→ **Written exercise**: Without including the pictures, copy out every line below.

→ **Data shown**:
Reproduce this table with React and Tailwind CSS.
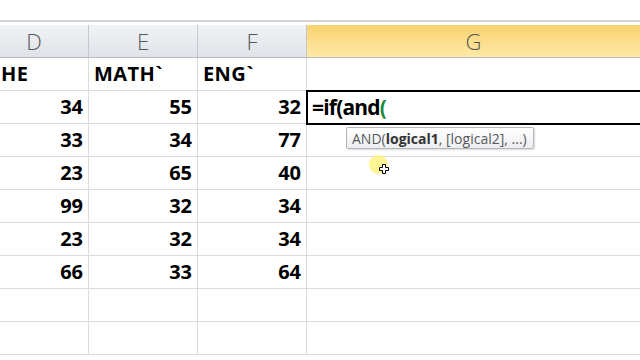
import React from "react";

const rows = [
  ["34", "55", "32"],
  ["33", "34", "77"],
  ["23", "65", "40"],
  ["99", "32", "34"],
  ["23", "32", "34"],
  ["66", "33", "64"],
  ["", "", ""],
  ["", "", ""],
];

const font = { fontFamily: "'Open Sans', 'Liberation Sans', sans-serif" };

export default function App() {
  return (
    <div className="w-[640px] h-[360px] overflow-hidden bg-white relative" style={font}>
      <div className="h-[20px] bg-white" />
      <div className="h-[2px] bg-[#d4d6d9]" />
      <div className="h-[3px] bg-white" />
      {/* header row */}
      <div className="flex h-[33px] border-b border-[#b8bcc2] -ml-[20px]">
        <div className="w-[109px] shrink-0 flex items-center justify-center bg-gradient-to-b from-[#f1f3f6] to-[#dfe3e8] border-r border-[#c5c9cf] text-[22px] font-light text-[#555]">D</div>
        <div className="w-[109px] shrink-0 flex items-center justify-center bg-gradient-to-b from-[#f1f3f6] to-[#dfe3e8] border-r border-[#c5c9cf] text-[22px] font-light text-[#555]">E</div>
        <div className="w-[109px] shrink-0 flex items-center justify-center bg-gradient-to-b from-[#f1f3f6] to-[#dfe3e8] border-r border-[#c5c9cf] text-[22px] font-light text-[#555]">F</div>
        <div className="flex-1 flex items-center justify-center bg-gradient-to-b from-[#f9d36e] to-[#fde9a6] text-[22px] font-light text-[#555]">G</div>
      </div>
      {/* names row */}
      <div className="flex h-[33px] border-b border-[#dadcdd] text-[20px] font-bold text-black tracking-[0.4px]">
        <div className="w-[89px] shrink-0 flex items-center border-r border-[#dadcdd] pl-[1px]">HE</div>
        <div className="w-[109px] shrink-0 flex items-center border-r border-[#dadcdd] pl-[5px]">MATH`</div>
        <div className="w-[109px] shrink-0 flex items-center border-r border-[#dadcdd] pl-[5px]">ENG`</div>
        <div className="flex-1" />
      </div>
      {rows.map((r, i) => (
        <div key={i} className="flex h-[33px] border-b border-[#dadcdd] text-[20px] font-bold text-black">
          <div className="w-[89px] shrink-0 flex items-center justify-end border-r border-[#dadcdd] pr-[5px]">{r[0]}</div>
          <div className="w-[109px] shrink-0 flex items-center justify-end border-r border-[#dadcdd] pr-[5px]">{r[1]}</div>
          <div className="w-[109px] shrink-0 flex items-center justify-end border-r border-[#dadcdd] pr-[5px]">{r[2]}</div>
          <div className="flex-1" />
        </div>
      ))}
      {/* active cell */}
      <div className="absolute left-[306px] top-[90px] w-[340px] h-[35px] border-2 border-black bg-white flex items-center pl-[4px] text-[21px] font-bold text-black tracking-[-0.8px]">
        =if(and<span className="text-[#1f8a3c]">(</span>
      </div>
      {/* tooltip */}
      <div className="absolute left-[346px] top-[127px] h-[22px] w-[188px] pl-[5px] flex items-center bg-gradient-to-b from-white to-[#eceef1] border border-[#b3b6bb] rounded-[2px] shadow-[1px_1px_2px_rgba(0,0,0,0.15)] text-[14px] text-[#5a5a5a] whitespace-nowrap">
        AND(<b className="text-[#333]">logical1</b>, [logical2], ...)
      </div>
      {/* cursor highlight */}
      <div className="absolute left-[369px] top-[155px] w-[19px] h-[19px] rounded-full bg-[#fff27a] opacity-80" />
      <svg className="absolute left-[379px] top-[164px]" width="10" height="10" viewBox="0 0 10 10">
        <path d="M3.5 0.5h3v3h3v3h-3v3h-3v-3h-3v-3h3z" fill="white" stroke="black" strokeWidth="1" />
      </svg>
    </div>
  );
}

→ **Response**:
Reproduce this table with React and Tailwind CSS.
import React from "react";

const rows = [
  ["34", "55", "32"],
  ["33", "34", "77"],
  ["23", "65", "40"],
  ["99", "32", "34"],
  ["23", "32", "34"],
  ["66", "33", "64"],
  ["", "", ""],
  ["", "", ""],
];

const font = { fontFamily: "'Open Sans', 'Liberation Sans', sans-serif" };

export default function App() {
  return (
    <div className="w-[640px] h-[360px] overflow-hidden bg-white relative" style={font}>
      <div className="h-[20px] bg-white" />
      <div className="h-[2px] bg-[#d4d6d9]" />
      <div className="h-[3px] bg-white" />
      {/* header row */}
      <div className="flex h-[33px] border-b border-[#b8bcc2] -ml-[20px]">
        <div className="w-[109px] shrink-0 flex items-center justify-center bg-gradient-to-b from-[#f1f3f6] to-[#dfe3e8] border-r border-[#c5c9cf] text-[22px] font-light text-[#555]">D</div>
        <div className="w-[109px] shrink-0 flex items-center justify-center bg-gradient-to-b from-[#f1f3f6] to-[#dfe3e8] border-r border-[#c5c9cf] text-[22px] font-light text-[#555]">E</div>
        <div className="w-[109px] shrink-0 flex items-center justify-center bg-gradient-to-b from-[#f1f3f6] to-[#dfe3e8] border-r border-[#c5c9cf] text-[22px] font-light text-[#555]">F</div>
        <div className="flex-1 flex items-center justify-center bg-gradient-to-b from-[#f9d36e] to-[#fde9a6] text-[22px] font-light text-[#555]">G</div>
      </div>
      {/* names row */}
      <div className="flex h-[33px] border-b border-[#dadcdd] text-[20px] font-bold text-black tracking-[0.4px]">
        <div className="w-[89px] shrink-0 flex items-center border-r border-[#dadcdd] pl-[1px]">HE</div>
        <div className="w-[109px] shrink-0 flex items-center border-r border-[#dadcdd] pl-[5px]">MATH`</div>
        <div className="w-[109px] shrink-0 flex items-center border-r border-[#dadcdd] pl-[5px]">ENG`</div>
        <div className="flex-1" />
      </div>
      {rows.map((r, i) => (
        <div key={i} className="flex h-[33px] border-b border-[#dadcdd] text-[20px] font-bold text-black">
          <div className="w-[89px] shrink-0 flex items-center justify-end border-r border-[#dadcdd] pr-[5px]">{r[0]}</div>
          <div className="w-[109px] shrink-0 flex items-center justify-end border-r border-[#dadcdd] pr-[5px]">{r[1]}</div>
          <div className="w-[109px] shrink-0 flex items-center justify-end border-r border-[#dadcdd] pr-[5px]">{r[2]}</div>
          <div className="flex-1" />
        </div>
      ))}
      {/* active cell */}
      <div className="absolute left-[306px] top-[90px] w-[340px] h-[35px] border-2 border-black bg-white flex items-center pl-[4px] text-[21px] font-bold text-black tracking-[-0.8px]">
        =if(and<span className="text-[#1f8a3c]">(</span>
      </div>
      {/* tooltip */}
      <div className="absolute left-[346px] top-[127px] h-[22px] w-[188px] pl-[5px] flex items-center bg-gradient-to-b from-white to-[#eceef1] border border-[#b3b6bb] rounded-[2px] shadow-[1px_1px_2px_rgba(0,0,0,0.15)] text-[14px] text-[#5a5a5a] whitespace-nowrap">
        AND(<b className="text-[#333]">logical1</b>, [logical2], ...)
      </div>
      {/* cursor highlight */}
      <div className="absolute left-[369px] top-[155px] w-[19px] h-[19px] rounded-full bg-[#fff27a] opacity-80" />
      <svg className="absolute left-[379px] top-[164px]" width="10" height="10" viewBox="0 0 10 10">
        <path d="M3.5 0.5h3v3h3v3h-3v3h-3v-3h-3v-3h3z" fill="white" stroke="black" strokeWidth="1" />
      </svg>
    </div>
  );
}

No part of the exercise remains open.